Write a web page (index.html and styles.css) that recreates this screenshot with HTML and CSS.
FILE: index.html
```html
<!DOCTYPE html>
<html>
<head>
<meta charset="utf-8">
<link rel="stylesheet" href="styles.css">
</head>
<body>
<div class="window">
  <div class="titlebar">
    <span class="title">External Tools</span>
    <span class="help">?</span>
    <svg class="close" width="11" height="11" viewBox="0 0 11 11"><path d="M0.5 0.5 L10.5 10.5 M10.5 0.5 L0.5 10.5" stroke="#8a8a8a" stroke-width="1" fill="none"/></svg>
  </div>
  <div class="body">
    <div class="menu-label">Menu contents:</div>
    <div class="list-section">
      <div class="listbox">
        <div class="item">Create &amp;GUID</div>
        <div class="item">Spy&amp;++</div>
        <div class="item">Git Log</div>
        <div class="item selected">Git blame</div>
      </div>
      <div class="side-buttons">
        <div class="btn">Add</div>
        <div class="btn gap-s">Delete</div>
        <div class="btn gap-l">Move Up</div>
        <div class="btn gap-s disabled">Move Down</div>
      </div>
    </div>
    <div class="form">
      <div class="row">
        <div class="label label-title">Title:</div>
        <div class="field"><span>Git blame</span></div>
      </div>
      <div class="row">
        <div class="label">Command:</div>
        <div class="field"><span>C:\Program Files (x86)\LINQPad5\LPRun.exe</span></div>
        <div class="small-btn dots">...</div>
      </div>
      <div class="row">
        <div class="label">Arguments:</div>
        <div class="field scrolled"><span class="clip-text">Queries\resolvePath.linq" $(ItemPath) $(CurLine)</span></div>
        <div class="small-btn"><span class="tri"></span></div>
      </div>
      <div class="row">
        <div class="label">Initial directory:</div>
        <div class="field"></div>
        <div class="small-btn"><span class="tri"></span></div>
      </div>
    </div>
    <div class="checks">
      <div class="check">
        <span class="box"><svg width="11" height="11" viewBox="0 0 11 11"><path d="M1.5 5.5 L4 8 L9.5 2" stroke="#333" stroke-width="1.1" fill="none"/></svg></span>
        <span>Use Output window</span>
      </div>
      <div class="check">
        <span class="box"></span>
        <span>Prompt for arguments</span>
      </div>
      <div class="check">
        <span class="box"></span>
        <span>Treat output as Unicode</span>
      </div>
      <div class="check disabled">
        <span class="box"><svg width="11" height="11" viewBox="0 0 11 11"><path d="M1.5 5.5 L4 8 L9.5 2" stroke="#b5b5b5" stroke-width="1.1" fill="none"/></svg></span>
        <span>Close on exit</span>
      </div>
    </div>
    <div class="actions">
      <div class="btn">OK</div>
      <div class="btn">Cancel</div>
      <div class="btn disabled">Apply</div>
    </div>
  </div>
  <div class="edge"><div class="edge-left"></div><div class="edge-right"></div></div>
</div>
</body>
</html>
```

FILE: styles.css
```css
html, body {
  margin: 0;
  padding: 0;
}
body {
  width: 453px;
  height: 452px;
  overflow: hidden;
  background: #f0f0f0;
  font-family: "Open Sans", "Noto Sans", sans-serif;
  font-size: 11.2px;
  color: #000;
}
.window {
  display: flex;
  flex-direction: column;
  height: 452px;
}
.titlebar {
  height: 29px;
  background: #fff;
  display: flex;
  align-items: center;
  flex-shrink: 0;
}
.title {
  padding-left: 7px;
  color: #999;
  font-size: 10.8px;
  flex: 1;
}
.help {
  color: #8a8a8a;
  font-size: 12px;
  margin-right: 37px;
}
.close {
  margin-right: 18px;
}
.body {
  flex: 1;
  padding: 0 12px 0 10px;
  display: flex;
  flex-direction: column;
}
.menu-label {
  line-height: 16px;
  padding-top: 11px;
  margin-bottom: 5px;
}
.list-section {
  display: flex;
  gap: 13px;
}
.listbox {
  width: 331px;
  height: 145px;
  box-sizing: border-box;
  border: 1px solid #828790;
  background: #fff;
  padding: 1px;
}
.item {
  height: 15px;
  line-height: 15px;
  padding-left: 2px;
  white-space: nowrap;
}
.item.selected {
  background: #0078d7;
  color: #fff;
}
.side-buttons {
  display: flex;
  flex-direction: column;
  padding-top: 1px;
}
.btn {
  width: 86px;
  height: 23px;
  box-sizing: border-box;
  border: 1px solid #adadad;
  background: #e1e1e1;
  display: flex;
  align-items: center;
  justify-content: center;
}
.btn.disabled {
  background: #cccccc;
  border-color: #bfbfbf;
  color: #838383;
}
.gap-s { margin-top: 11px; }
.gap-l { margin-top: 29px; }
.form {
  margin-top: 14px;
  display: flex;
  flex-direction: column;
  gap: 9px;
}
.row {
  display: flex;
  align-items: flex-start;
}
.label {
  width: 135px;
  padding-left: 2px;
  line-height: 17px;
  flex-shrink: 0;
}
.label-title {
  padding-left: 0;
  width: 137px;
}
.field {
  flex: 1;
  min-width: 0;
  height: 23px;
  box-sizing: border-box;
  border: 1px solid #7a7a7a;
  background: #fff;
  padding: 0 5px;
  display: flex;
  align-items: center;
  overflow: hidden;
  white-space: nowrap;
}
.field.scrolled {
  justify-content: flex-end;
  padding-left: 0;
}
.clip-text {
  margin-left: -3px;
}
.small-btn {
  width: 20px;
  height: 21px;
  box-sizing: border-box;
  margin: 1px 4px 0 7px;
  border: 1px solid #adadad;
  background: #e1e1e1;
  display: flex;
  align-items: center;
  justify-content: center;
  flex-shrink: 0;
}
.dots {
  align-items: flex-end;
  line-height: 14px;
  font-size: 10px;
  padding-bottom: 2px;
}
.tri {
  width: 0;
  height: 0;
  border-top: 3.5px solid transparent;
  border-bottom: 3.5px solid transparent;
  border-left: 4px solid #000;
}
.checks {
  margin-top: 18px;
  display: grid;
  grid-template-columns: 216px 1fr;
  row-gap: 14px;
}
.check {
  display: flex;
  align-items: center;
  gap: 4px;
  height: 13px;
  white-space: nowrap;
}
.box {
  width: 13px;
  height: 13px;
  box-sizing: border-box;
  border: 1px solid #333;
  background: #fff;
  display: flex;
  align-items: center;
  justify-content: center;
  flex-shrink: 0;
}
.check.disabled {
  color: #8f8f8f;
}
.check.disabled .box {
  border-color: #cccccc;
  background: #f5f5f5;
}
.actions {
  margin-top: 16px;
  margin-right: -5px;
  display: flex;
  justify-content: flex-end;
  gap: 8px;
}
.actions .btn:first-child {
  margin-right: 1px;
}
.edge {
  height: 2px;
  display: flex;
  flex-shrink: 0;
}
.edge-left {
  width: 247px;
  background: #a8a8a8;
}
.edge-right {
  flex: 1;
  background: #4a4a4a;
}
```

________________

» WHAT TO PRODUCE
Retype the material above, line by line, exactly.

» TASK OUTPUT
Write a web page (index.html and styles.css) that recreates this screenshot with HTML and CSS.
FILE: index.html
```html
<!DOCTYPE html>
<html>
<head>
<meta charset="utf-8">
<link rel="stylesheet" href="styles.css">
</head>
<body>
<div class="window">
  <div class="titlebar">
    <span class="title">External Tools</span>
    <span class="help">?</span>
    <svg class="close" width="11" height="11" viewBox="0 0 11 11"><path d="M0.5 0.5 L10.5 10.5 M10.5 0.5 L0.5 10.5" stroke="#8a8a8a" stroke-width="1" fill="none"/></svg>
  </div>
  <div class="body">
    <div class="menu-label">Menu contents:</div>
    <div class="list-section">
      <div class="listbox">
        <div class="item">Create &amp;GUID</div>
        <div class="item">Spy&amp;++</div>
        <div class="item">Git Log</div>
        <div class="item selected">Git blame</div>
      </div>
      <div class="side-buttons">
        <div class="btn">Add</div>
        <div class="btn gap-s">Delete</div>
        <div class="btn gap-l">Move Up</div>
        <div class="btn gap-s disabled">Move Down</div>
      </div>
    </div>
    <div class="form">
      <div class="row">
        <div class="label label-title">Title:</div>
        <div class="field"><span>Git blame</span></div>
      </div>
      <div class="row">
        <div class="label">Command:</div>
        <div class="field"><span>C:\Program Files (x86)\LINQPad5\LPRun.exe</span></div>
        <div class="small-btn dots">...</div>
      </div>
      <div class="row">
        <div class="label">Arguments:</div>
        <div class="field scrolled"><span class="clip-text">Queries\resolvePath.linq" $(ItemPath) $(CurLine)</span></div>
        <div class="small-btn"><span class="tri"></span></div>
      </div>
      <div class="row">
        <div class="label">Initial directory:</div>
        <div class="field"></div>
        <div class="small-btn"><span class="tri"></span></div>
      </div>
    </div>
    <div class="checks">
      <div class="check">
        <span class="box"><svg width="11" height="11" viewBox="0 0 11 11"><path d="M1.5 5.5 L4 8 L9.5 2" stroke="#333" stroke-width="1.1" fill="none"/></svg></span>
        <span>Use Output window</span>
      </div>
      <div class="check">
        <span class="box"></span>
        <span>Prompt for arguments</span>
      </div>
      <div class="check">
        <span class="box"></span>
        <span>Treat output as Unicode</span>
      </div>
      <div class="check disabled">
        <span class="box"><svg width="11" height="11" viewBox="0 0 11 11"><path d="M1.5 5.5 L4 8 L9.5 2" stroke="#b5b5b5" stroke-width="1.1" fill="none"/></svg></span>
        <span>Close on exit</span>
      </div>
    </div>
    <div class="actions">
      <div class="btn">OK</div>
      <div class="btn">Cancel</div>
      <div class="btn disabled">Apply</div>
    </div>
  </div>
  <div class="edge"><div class="edge-left"></div><div class="edge-right"></div></div>
</div>
</body>
</html>
```

FILE: styles.css
```css
html, body {
  margin: 0;
  padding: 0;
}
body {
  width: 453px;
  height: 452px;
  overflow: hidden;
  background: #f0f0f0;
  font-family: "Open Sans", "Noto Sans", sans-serif;
  font-size: 11.2px;
  color: #000;
}
.window {
  display: flex;
  flex-direction: column;
  height: 452px;
}
.titlebar {
  height: 29px;
  background: #fff;
  display: flex;
  align-items: center;
  flex-shrink: 0;
}
.title {
  padding-left: 7px;
  color: #999;
  font-size: 10.8px;
  flex: 1;
}
.help {
  color: #8a8a8a;
  font-size: 12px;
  margin-right: 37px;
}
.close {
  margin-right: 18px;
}
.body {
  flex: 1;
  padding: 0 12px 0 10px;
  display: flex;
  flex-direction: column;
}
.menu-label {
  line-height: 16px;
  padding-top: 11px;
  margin-bottom: 5px;
}
.list-section {
  display: flex;
  gap: 13px;
}
.listbox {
  width: 331px;
  height: 145px;
  box-sizing: border-box;
  border: 1px solid #828790;
  background: #fff;
  padding: 1px;
}
.item {
  height: 15px;
  line-height: 15px;
  padding-left: 2px;
  white-space: nowrap;
}
.item.selected {
  background: #0078d7;
  color: #fff;
}
.side-buttons {
  display: flex;
  flex-direction: column;
  padding-top: 1px;
}
.btn {
  width: 86px;
  height: 23px;
  box-sizing: border-box;
  border: 1px solid #adadad;
  background: #e1e1e1;
  display: flex;
  align-items: center;
  justify-content: center;
}
.btn.disabled {
  background: #cccccc;
  border-color: #bfbfbf;
  color: #838383;
}
.gap-s { margin-top: 11px; }
.gap-l { margin-top: 29px; }
.form {
  margin-top: 14px;
  display: flex;
  flex-direction: column;
  gap: 9px;
}
.row {
  display: flex;
  align-items: flex-start;
}
.label {
  width: 135px;
  padding-left: 2px;
  line-height: 17px;
  flex-shrink: 0;
}
.label-title {
  padding-left: 0;
  width: 137px;
}
.field {
  flex: 1;
  min-width: 0;
  height: 23px;
  box-sizing: border-box;
  border: 1px solid #7a7a7a;
  background: #fff;
  padding: 0 5px;
  display: flex;
  align-items: center;
  overflow: hidden;
  white-space: nowrap;
}
.field.scrolled {
  justify-content: flex-end;
  padding-left: 0;
}
.clip-text {
  margin-left: -3px;
}
.small-btn {
  width: 20px;
  height: 21px;
  box-sizing: border-box;
  margin: 1px 4px 0 7px;
  border: 1px solid #adadad;
  background: #e1e1e1;
  display: flex;
  align-items: center;
  justify-content: center;
  flex-shrink: 0;
}
.dots {
  align-items: flex-end;
  line-height: 14px;
  font-size: 10px;
  padding-bottom: 2px;
}
.tri {
  width: 0;
  height: 0;
  border-top: 3.5px solid transparent;
  border-bottom: 3.5px solid transparent;
  border-left: 4px solid #000;
}
.checks {
  margin-top: 18px;
  display: grid;
  grid-template-columns: 216px 1fr;
  row-gap: 14px;
}
.check {
  display: flex;
  align-items: center;
  gap: 4px;
  height: 13px;
  white-space: nowrap;
}
.box {
  width: 13px;
  height: 13px;
  box-sizing: border-box;
  border: 1px solid #333;
  background: #fff;
  display: flex;
  align-items: center;
  justify-content: center;
  flex-shrink: 0;
}
.check.disabled {
  color: #8f8f8f;
}
.check.disabled .box {
  border-color: #cccccc;
  background: #f5f5f5;
}
.actions {
  margin-top: 16px;
  margin-right: -5px;
  display: flex;
  justify-content: flex-end;
  gap: 8px;
}
.actions .btn:first-child {
  margin-right: 1px;
}
.edge {
  height: 2px;
  display: flex;
  flex-shrink: 0;
}
.edge-left {
  width: 247px;
  background: #a8a8a8;
}
.edge-right {
  flex: 1;
  background: #4a4a4a;
}
```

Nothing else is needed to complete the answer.